ARDITA: «PEGGIO DI UN INDULTO MASCHERATO». Tra coloro che più hanno criticato la misura, spicca il procuratore aggiunto di Messina, ed ex direttore generale dei detenuti del Dipartimento dell’amministrazione penitenziaria (Dap), Sebastiano Ardita, che nell’audizione in commissione Giustizia ha lanciato un allarme: «Vi è la possibilità di favorire l’uscita dei soggetti più pericolosi dal punto di vista criminale». Secondo Ardita, «si parla di “indulto mascherato”, ma mi permetto di dire che è più di un indulto mascherato, perché, mentre l’indulto opera in modo lineare e uguale per tutti per cui, se si dà un indulto di un anno di pena, tutti i detenuti avranno un anno di sconto, con questo meccanismo lo sconto cresce con il crescere della pena, quindi riguarda i più pericolosi e poi tutti gli altri, a decrescere. Chi ha una pena di 6 anni o superiore avrà il massimo dell’applicazione del beneficio, mentre chi sconta una pena modesta avrà un beneficio proporzionale all’entità della pena. Un detenuto condannato ad un massimo di 6 anni per l’associazione mafiosa, che stia in carcere dal 1 gennaio 2010 dopo circa 3 anni e 6 mesi riacquisterà la libertà, in quanto lo sconto di pena sarà pari a 2 anni e mezzo». Complessivamente, secondo il procuratore messinese «oggi sono 10 mila i detenuti per mafia, di cui 1.300 ergastolani.
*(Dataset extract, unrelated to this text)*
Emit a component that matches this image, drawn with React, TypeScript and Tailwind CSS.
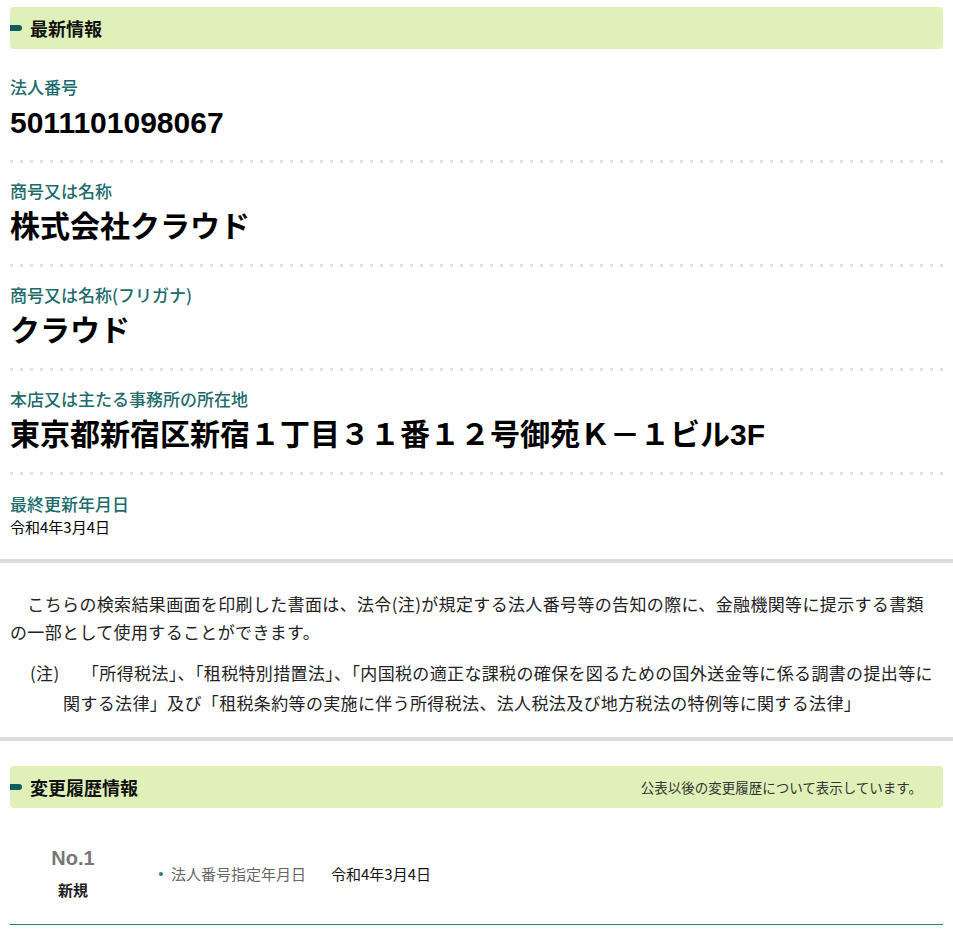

Circa novemila detenuti, che sono in custodia cautelare o in esecuzione pena e non all’ergastolo, beneficeranno comunque di questo provvedimento».

L’ANM: «NESSUN AUTOMATISMO». Posizione diametralmente opposta quella espressa dal segretario dell’Associazione nazionale magistrati Rodolfo Sabelli in commissione, che si è espresso favorevolmente alla norma («purché sia solo un provvedimento per risolvere l’emergenza»): «Non vi è alcun sconto automatico, ma tutto è rimesso esclusivamente al comportamento corretto sotto il profilo disciplinare: la norma richiede un’adesione all’opera di rieducazione, che va valutata caso per caso, periodo per periodo in relazione individualizzata ad ogni detenuto». Nel merito l’Anm ha chiarito: «Aderire al trattamento, o opera di rieducazione, non significa formale osservanza delle regole di condotta disciplinari, anche se un’interpretazione burocratica potrebbe anche portare a un’interpretazione così limitativa, ma che il detenuto ha dimostrato con i suoi comportamenti di aderire al progetto rieducativo predisposto per lui all’interno dell’istituto penitenziario, quindi implica un atteggiamento di collaborazione rispetto alle istituzioni preposte alla rieducazione. Ovviamente ogni magistrato di sorveglianza, prende decisioni anche in base alla giurisprudenza ormai consolidata della Corte di Cassazione. La prova dell’adesione all’opera rieducativa non può che trarsi da vari elementi, tra i quali gli atti di osservazione interna al carcere, quindi le relazioni comportamentali, le relazioni di sintesi fatte dall’équipe con l’intervento dell’educatore, dello psicologo, dell’assistente sociale, ovviamente la condotta disciplinare, il comportamento generale e anche la conoscenza diretta da parte del magistrato di sorveglianza». La critica dell’Anm sta semmai nel fatto che il meccanismo di valutazione in carico al magistrato di sorveglianza «è farraginoso e si può rivedere».

TAMBURINO (DAP): «PENA COMUNQUE ESPIATA». Sul provvedimento è intervenuto anche l’attuale numero 1 del Dap, Giovanni Tamburino: «Sono favorevole all’aumento della liberazione anticipata e vorrei porre qualche osservazione per quanto riguarda la distinzione con i fenomeni indulgenziali o estintivi. Qui non si tratta di estinzione della pena, ma di riduzione di una pena sul presupposto di una sua effettiva espiazione, cioè di una effettività. La pena, infatti, viene eseguita entro certi limiti ed è quindi patita, sofferta, sia pure con una riduzione rispetto alla determinazione quantitativa del giudice in sede di condanna. Vi è poi un’applicazione caso per caso, quindi è nominativa persona per persona, non a reati o a categorie di reati. Debbo anche ricordare che è visto favorevolmente un sistema di elasticità o di flessibilità della pena rapportato al soggetto a livello delle indicazioni del Consiglio d’Europa. A me sembra che, di fronte alla necessità di un riequilibrio del sistema, questo sia uno strumento con una buona efficacia e forse il meno lesivo delle esigenze di certezza e giustizia».